Setting and characters

The Legend of Zelda: Majora's Mask is set in Termina, a land parallel to Hyrule, the main setting of most Zelda games. Termina is a world that is trapped within a perpetual three day limbo, between the time when Link first enters Termina at the beginning of Majora's Mask, and when a large falling moon crashes into the land causing its apocalyptic destruction and killing its inhabitants 72 hours later. The Skull Kid, a former inhabitant of Hyrule, obtains Majora's Mask and wills Termina into existence, due to the evil power of the mask combined with Skull Kid's heavy heart. The residents of Termina, who are created from the Skull Kid's memories, resemble the residents of Hyrule featured in Ocarina of Time, and possess their own unique culture and myths. One of these myths tells of how Termina was divided into four quadrants by four magic giants that live in each of the land's regions and how harmony was restored to the land. The giants were friends of an imp, who repeatedly wronged the people out of anger caused by feelings of neglect. The giants, who were worshipped like gods, urged the imp to return to the heavens and restore peace to the world. This myth emphasises that Hyrule is Termina's heaven and that the imp is the Skull Kid. Termina is depicted as a darker, more unsettling version of Hyrule, in which landmarks are familiar and side characters who previously appeared in Ocarina of Time are presented with individual stories of misfortune.

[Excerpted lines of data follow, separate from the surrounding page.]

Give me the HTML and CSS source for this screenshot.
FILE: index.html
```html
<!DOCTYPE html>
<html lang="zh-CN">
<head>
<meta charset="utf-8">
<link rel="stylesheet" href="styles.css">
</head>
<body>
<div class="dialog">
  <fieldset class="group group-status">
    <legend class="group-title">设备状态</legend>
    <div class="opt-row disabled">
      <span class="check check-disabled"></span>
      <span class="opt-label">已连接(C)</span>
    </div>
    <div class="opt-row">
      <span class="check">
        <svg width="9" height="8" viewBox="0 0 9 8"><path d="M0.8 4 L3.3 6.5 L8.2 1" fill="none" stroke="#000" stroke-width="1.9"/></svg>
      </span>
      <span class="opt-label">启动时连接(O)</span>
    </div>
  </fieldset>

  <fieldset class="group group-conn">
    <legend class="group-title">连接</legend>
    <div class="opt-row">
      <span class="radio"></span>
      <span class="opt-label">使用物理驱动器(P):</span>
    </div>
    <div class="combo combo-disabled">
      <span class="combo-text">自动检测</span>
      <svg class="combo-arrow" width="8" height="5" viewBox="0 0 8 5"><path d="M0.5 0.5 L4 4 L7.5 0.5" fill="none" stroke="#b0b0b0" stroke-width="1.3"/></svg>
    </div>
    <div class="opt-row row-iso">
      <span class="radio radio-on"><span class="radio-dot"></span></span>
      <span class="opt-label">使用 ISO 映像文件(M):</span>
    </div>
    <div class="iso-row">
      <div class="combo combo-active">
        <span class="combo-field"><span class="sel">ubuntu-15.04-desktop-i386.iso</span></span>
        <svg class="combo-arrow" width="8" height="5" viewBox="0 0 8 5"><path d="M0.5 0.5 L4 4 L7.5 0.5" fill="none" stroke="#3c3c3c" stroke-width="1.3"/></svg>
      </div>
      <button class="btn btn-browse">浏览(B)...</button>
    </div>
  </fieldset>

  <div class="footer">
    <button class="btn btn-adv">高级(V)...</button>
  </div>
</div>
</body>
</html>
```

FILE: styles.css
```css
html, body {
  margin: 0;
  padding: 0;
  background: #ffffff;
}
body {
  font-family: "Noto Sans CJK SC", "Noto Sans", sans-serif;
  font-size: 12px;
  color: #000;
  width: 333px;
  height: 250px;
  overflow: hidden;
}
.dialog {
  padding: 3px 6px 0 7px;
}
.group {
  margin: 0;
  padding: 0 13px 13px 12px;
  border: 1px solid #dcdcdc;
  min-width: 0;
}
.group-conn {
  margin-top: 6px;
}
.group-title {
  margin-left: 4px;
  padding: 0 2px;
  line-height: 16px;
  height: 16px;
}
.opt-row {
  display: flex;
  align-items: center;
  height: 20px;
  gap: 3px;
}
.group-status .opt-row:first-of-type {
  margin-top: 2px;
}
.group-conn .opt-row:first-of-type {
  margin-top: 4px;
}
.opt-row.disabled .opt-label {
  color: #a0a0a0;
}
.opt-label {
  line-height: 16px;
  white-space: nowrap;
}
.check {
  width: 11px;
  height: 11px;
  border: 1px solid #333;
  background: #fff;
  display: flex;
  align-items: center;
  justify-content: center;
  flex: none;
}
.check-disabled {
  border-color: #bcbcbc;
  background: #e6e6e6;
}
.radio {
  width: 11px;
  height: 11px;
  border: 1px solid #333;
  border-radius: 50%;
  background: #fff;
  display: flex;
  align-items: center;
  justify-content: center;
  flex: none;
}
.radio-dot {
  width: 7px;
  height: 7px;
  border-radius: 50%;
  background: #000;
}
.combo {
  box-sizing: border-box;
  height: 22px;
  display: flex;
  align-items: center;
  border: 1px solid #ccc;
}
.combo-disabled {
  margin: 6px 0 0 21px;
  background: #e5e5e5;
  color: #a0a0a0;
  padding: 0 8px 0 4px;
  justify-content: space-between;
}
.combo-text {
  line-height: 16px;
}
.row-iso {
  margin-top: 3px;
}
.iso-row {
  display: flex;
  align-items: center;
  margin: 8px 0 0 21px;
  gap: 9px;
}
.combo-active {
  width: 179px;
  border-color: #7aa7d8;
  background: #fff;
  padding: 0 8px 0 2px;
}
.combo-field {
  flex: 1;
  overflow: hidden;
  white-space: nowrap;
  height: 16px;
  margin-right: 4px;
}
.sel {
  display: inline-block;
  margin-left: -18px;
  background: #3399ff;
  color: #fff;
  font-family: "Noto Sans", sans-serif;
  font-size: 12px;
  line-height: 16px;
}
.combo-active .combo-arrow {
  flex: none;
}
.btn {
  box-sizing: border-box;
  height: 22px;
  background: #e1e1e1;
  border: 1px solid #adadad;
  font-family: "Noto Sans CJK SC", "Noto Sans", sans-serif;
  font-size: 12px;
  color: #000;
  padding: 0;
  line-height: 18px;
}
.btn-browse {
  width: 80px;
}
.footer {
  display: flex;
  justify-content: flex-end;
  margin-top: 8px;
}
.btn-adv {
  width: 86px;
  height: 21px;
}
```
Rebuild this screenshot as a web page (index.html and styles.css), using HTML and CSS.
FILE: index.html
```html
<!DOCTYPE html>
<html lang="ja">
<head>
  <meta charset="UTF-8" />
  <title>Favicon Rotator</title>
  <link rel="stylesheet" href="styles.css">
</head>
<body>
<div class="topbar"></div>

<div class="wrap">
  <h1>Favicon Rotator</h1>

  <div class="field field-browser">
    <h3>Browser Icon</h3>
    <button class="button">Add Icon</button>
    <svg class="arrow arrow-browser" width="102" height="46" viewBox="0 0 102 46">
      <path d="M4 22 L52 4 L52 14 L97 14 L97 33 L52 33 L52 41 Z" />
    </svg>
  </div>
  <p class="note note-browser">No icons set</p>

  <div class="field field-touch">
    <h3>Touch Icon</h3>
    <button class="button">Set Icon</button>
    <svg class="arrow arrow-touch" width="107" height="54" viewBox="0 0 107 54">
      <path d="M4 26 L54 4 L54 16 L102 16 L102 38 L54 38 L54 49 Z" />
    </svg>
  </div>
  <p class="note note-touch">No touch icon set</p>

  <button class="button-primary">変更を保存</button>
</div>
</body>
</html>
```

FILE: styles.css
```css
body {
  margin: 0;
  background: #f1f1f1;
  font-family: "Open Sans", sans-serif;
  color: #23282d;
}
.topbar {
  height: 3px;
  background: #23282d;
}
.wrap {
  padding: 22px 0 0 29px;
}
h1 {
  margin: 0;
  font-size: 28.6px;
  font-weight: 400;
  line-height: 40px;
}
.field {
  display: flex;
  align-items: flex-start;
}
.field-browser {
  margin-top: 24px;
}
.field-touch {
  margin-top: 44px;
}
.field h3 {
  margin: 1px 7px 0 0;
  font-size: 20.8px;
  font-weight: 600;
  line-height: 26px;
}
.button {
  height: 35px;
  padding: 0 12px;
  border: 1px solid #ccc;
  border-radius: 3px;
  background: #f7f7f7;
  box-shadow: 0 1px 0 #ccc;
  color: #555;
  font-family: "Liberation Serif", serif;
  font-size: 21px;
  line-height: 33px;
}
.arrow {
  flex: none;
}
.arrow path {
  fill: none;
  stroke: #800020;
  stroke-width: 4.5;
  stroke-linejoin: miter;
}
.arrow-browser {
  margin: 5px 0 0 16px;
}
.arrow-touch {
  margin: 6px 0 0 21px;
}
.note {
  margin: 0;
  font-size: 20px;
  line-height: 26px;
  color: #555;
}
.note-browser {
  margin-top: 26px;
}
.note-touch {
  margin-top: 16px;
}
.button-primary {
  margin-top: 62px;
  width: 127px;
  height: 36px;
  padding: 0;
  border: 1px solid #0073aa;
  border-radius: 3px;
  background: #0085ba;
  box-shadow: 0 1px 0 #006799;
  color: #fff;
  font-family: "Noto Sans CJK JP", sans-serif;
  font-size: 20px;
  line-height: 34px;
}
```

At the center of Termina lies Clock Town, which features a large clock tower that counts down the days before the Carnival of Time—a festival where the people of Termina pray for good luck and harvests. Termina Field surrounds Clock Town; beyond lie a swamp, mountain range, bay, and canyon in each of the four cardinal directions. Each of the areas contains a temple and is home to a unique race of creatures who have in some way been impacted by the misdeeds of the Skull Kid.

The Southern Swamp contains the Deku Palace and the Woodfall Temple, an ancient shrine that contains monsters and a giant masked jungle warrior, Odolwa, who has been poisoning the swamp. The Snowhead mountain range, north of Clock Town, is the site of the Goron village. Normally a lush pine forest region most of the year, the area has been experiencing an unusually long winter caused by the mechanical monster Goht in Snowhead Temple. The western area of Termina, the Great Bay, is home to the Zora and Gerudo civilizations. A giant masked fish, Gyorg, is generating storms and contaminating the water surrounding the Great Bay Temple. The desolate Ikana Canyon, to the east of Clock Town, is the site of a former kingdom. It is inhabited mainly by the undead, except for a ghost researcher and his daughter Pamela, as well as a thief named Sakon. Two giant masked insectoid serpents known as Twinmold are casting a dark aura from their nest in Stone Tower Temple, causing the corpses of former citizens and soldiers to be revived as undead monsters.

Romani Ranch, southwest of Clock Town, is the site of a ranch which houses Romani, her older sister, Cremia, Grog, and Mamamu Yan. In a sidequest, Link can help Romani protect the ranch's cows from being abducted by alien-like creatures of unknown origin colloquially dubbed "Ghosts", "Them", and "They".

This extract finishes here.